The School of Public Policy Releases Report on the Vital but Ill-Defined Exempt Market in Canada: Broader Debate over Regulations Needed

CALGARY, March 12, 2015 /CNW/ - There is a massive and vital capital market at work in Canada for which several market regulators are preparing new rules, yet the remarkable thing is how little we know about it. Data about the so-called exempt market are so lacking that if regulators were contemplating new exempt-market regulations to proceed, they would be creating policies based on anecdotal and potentially incorrect evidence.
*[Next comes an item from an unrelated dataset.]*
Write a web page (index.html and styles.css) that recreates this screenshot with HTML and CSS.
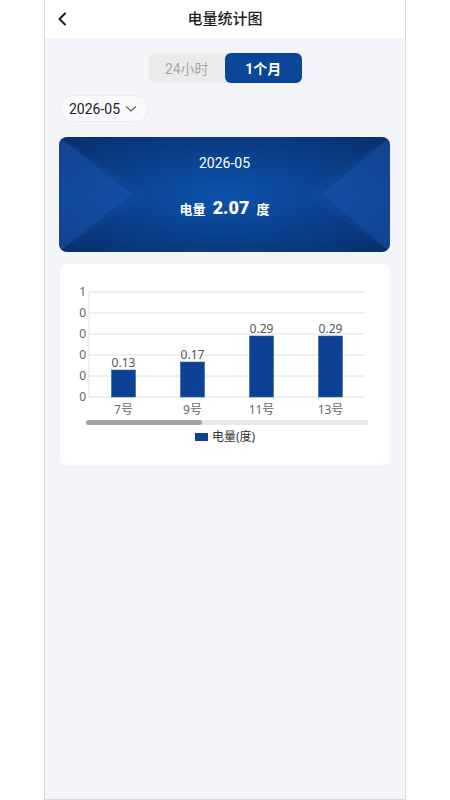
FILE: index.html
```html
<!DOCTYPE html>
<html lang="zh-CN">
<head>
    <meta charset="UTF-8">
    <meta name="viewport" content="width=device-width, initial-scale=1.0">
    <title>电量统计图</title>
    <link rel="stylesheet" href="styles.css">
</head>
<body>

<div class="phone">
    <div class="header">
        <div class="back">
            <svg width="10" height="14" viewBox="0 0 10 14"><path d="M8 1.5 L2.5 7 L8 12.5" fill="none" stroke="#1a1a1a" stroke-width="2" stroke-linecap="round" stroke-linejoin="round"/></svg>
        </div>
        <h1>电量统计图</h1>
        <div></div>
    </div>

    <div class="tabs">
        <div class="tab">24小时</div>
        <div class="tab active">1个月</div>
    </div>

    <div class="content">
        <div class="picker">
            <span>2026-05</span>
            <svg width="12" height="8" viewBox="0 0 12 8"><path d="M1 1.5 L6 6 L11 1.5" fill="none" stroke="#666" stroke-width="1.2"/></svg>
        </div>

        <div class="summary">
            <svg class="summary-bg" viewBox="0 0 331 115" preserveAspectRatio="none">
                <polygon points="0,0 73,57 0,115" fill="#2466c4" opacity="0.28"/>
                <polygon points="0,0 88,57 0,115" fill="#2466c4" opacity="0.12"/>
                <polygon points="331,0 263,57 331,115" fill="#2466c4" opacity="0.28"/>
                <polygon points="331,0 246,57 331,115" fill="#2466c4" opacity="0.12"/>
            </svg>
            <div class="summary-date">2026-05</div>
            <div class="summary-value">电量 <b>2.07</b> 度</div>
        </div>

        <div class="chart-card">
            <svg class="chart" width="330" height="201" viewBox="0 0 330 201">
                <g stroke="#e0e0e0" stroke-width="1">
                    <line x1="29" y1="28" x2="305" y2="28"/>
                    <line x1="29" y1="49" x2="305" y2="49"/>
                    <line x1="29" y1="70" x2="305" y2="70"/>
                    <line x1="29" y1="91" x2="305" y2="91"/>
                    <line x1="29" y1="112" x2="305" y2="112"/>
                    <line x1="29" y1="133" x2="305" y2="133"/>
                    <line x1="29" y1="28" x2="29" y2="133"/>
                </g>
                <g class="axis-label" text-anchor="end">
                    <text x="26" y="32">1</text>
                    <text x="26" y="53">0</text>
                    <text x="26" y="74">0</text>
                    <text x="26" y="95">0</text>
                    <text x="26" y="116">0</text>
                    <text x="26" y="137">0</text>
                </g>
                <g fill="#0c4196" stroke="#2a5fb0" stroke-width="0.6">
                    <rect x="51.5" y="106" width="24" height="27"/>
                    <rect x="120.5" y="98" width="24" height="35"/>
                    <rect x="189.5" y="72" width="24" height="61"/>
                    <rect x="258.5" y="72" width="24" height="61"/>
                </g>
                <g class="value-label" text-anchor="middle">
                    <text x="63.5" y="103">0.13</text>
                    <text x="132.5" y="95">0.17</text>
                    <text x="201.5" y="69">0.29</text>
                    <text x="270.5" y="69">0.29</text>
                </g>
                <g class="axis-label" text-anchor="middle">
                    <text x="63.5" y="150">7号</text>
                    <text x="132.5" y="150">9号</text>
                    <text x="201.5" y="150">11号</text>
                    <text x="270.5" y="150">13号</text>
                </g>
                <rect x="26" y="156" width="282" height="5" rx="2.5" fill="#e9e9ec"/>
                <rect x="26" y="156" width="116" height="5" rx="2.5" fill="#a3a3a6"/>
                <rect x="135" y="169" width="13" height="8" fill="#0c4196"/>
                <text class="legend" x="152" y="177">电量(度)</text>
            </svg>
        </div>
    </div>
</div>

</body>
</html>
```

FILE: styles.css
```css
body {
    margin: 0;
    padding: 0;
    background-color: #fff;
    font-family: Roboto, "Noto Sans CJK SC", sans-serif;
}
.phone {
    width: 360px;
    height: 799px;
    margin: 0 auto;
    background-color: #f4f5f9;
    border: 1px solid #d9dbe2;
    border-top: none;
    box-shadow: 0 0 2px rgba(0, 0, 0, 0.06);
}
.header {
    height: 38px;
    background-color: #fff;
    display: grid;
    grid-template-columns: 40px 1fr 40px;
    align-items: center;
}
.back {
    padding-left: 12px;
    display: flex;
    align-items: center;
}
.header h1 {
    margin: 0 0 3px;
    text-align: center;
    font-size: 15px;
    font-weight: 500;
    color: #222;
}
.tabs {
    width: 153px;
    height: 30px;
    margin: 15px auto 0;
    display: flex;
    background-color: #ebebeb;
    border-radius: 6px;
}
.tab {
    flex: 1;
    display: flex;
    align-items: center;
    justify-content: center;
    font-size: 14px;
    color: #a8a8a8;
    border-radius: 6px;
}
.tab.active {
    background-color: #0b4698;
    color: #fff;
    font-weight: bold;
}
.content {
    padding: 0 15px 0 14px;
}
.picker {
    margin-top: 12px;
    width: fit-content;
    height: 27px;
    box-sizing: border-box;
    padding: 0 11px 0 9px;
    display: flex;
    align-items: center;
    gap: 5px;
    white-space: nowrap;
    background-color: #f9f9fb;
    border: 1px solid #ececf1;
    border-radius: 14px;
    font-size: 14px;
    color: #222;
}
.summary {
    position: relative;
    margin-top: 15px;
    height: 115px;
    border-radius: 8px;
    overflow: hidden;
    background: radial-gradient(ellipse at 50% 50%, #0c53ad 0%, #0a438f 45%, #092e6d 100%);
    color: #fff;
    display: flex;
    flex-direction: column;
    align-items: center;
}
.summary-bg {
    position: absolute;
    left: 0;
    top: 0;
    width: 100%;
    height: 100%;
}
.summary-date {
    position: relative;
    margin-top: 18px;
    font-size: 14px;
}
.summary-value {
    position: relative;
    margin-top: 26px;
    font-size: 13px;
    font-weight: bold;
}
.summary-value b {
    font-size: 18px;
    margin: 0 4px;
}
.chart-card {
    margin-top: 12px;
    margin-left: 1px;
    height: 201px;
    background-color: #fff;
    border-radius: 6px;
}
.chart {
    display: block;
    font-family: "Noto Sans", "Noto Sans CJK SC", sans-serif;
}
.axis-label {
    font-size: 12px;
    fill: #666;
}
.value-label {
    font-size: 12px;
    fill: #555;
}
.legend {
    font-size: 12px;
    fill: #333;
}
```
According to a report released today by The School of Public Policy and author Vijay Jog - the estimated Canadian exempt market provides in excess of $100 billion in gross capital flow every year and continues to grow. While it may be natural to assume that the exempt market is used primarily by small and medium-sized enterprises, it seems it is primarily used by the financial services industry. These institutions appear to rely on the exempt market to raise potentially short-term debt capital relatively free of burdensome information-disclosure requirements. According to the report "the data about the exempt market is so incomplete, that we lack information on the type of issuers, investors and securities, or the volume and duration of the securities and the level of redemptions."

How can this be rectified?  Provincial jurisdictions and major market participants should co-operate to form an "exempt market data repository" to collect structured data, funded through a small fee, based on the size and type of issue. This repository should allow for segmentation by industry, size of issuer, and by whether it is a reporting issuer or not. It should also provide detail on the size of each issue, the types of security, the intended use of the capital, as well as the liquidity and duration of the security and notification of redemptions.

There must be a broader debate over the very role of a securities regulator when it comes to regulating capital flows between investors and issuers. At the very minimum, regulators should make available to investors useful information about how a market operates. Unfortunately, when it comes to the exempt market, that responsibility is the very area where Canadian regulators have proved to be remiss.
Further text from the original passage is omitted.